Ik word aangetrokken door een reclamebord met daarop Belgian waffles. Dat moet me een stap dichter bij de Belg brengen. “Nooit van gehoord”, zucht de Schotse uitbater. “Vroeger kende iedereen hier elkaar. Momenteel lijkt het meer op een aan alcohol ten prooi gevallen gokstadje. You love it or you hate it.” Ik kan niet zeggen dat ik ook maar in de verleiding raak om ervan te houden. Al zeker niet wanneer een klant mij erop wijst dat ik niet zomaar alles mag filmen. “Waarom film je mij?” vraagt hij nors. “Je weet niet wie je voor je hebt. Deze stad zit vol moordenaars en dieven.
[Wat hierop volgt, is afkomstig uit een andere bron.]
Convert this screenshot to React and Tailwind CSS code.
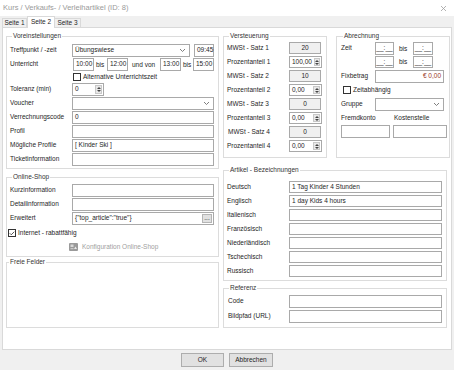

Voor alle duidelijkheid: ik ben er geen.”

Het is zonneklaar dat dit oord excentriekelingen aantrekt

Ik weet niet goed hoe ik moet reageren en bestel dan maar een wafel. De Schotse uitbater ziet dat ik van mijn melk ben en vergezelt mij aan het tafeltje voor zijn shop. “Onze stad trekt nog altijd schurken aan die hier hopen het grote lot te vinden. De inwoners zijn daardoor achterdochtig. Als het nieuws rondgaat dat iemand op een opaalader is gestoten, dan kan het hier spoken. Misschien is het verhaal van die Belg ook een spookverhaal.”

Met lood in de schoenen fiets ik richting camping Oasis, mij stilaan neerleggend bij mijn mislukte zoekactie. Maar net wanneer ik er de brui aan wil geven, stoot ik op een man die beweert te weten waar de Belg woont. Hij wil me zelfs tot bij hem escorteren. Al twijfel ik grondig aan zijn geloofwaardigheid. “Waar kom jij dan wel vandaan?”, vraag ik nog. “Van Mars”, antwoordt hij.

Het is zonneklaar dat dit oord excentriekelingen aantrekt. Nu alleen nog hopen dat de Belg ook geen halve gare is, anders kunnen we voortaan spreken van ‘gekke blanke man in gat’.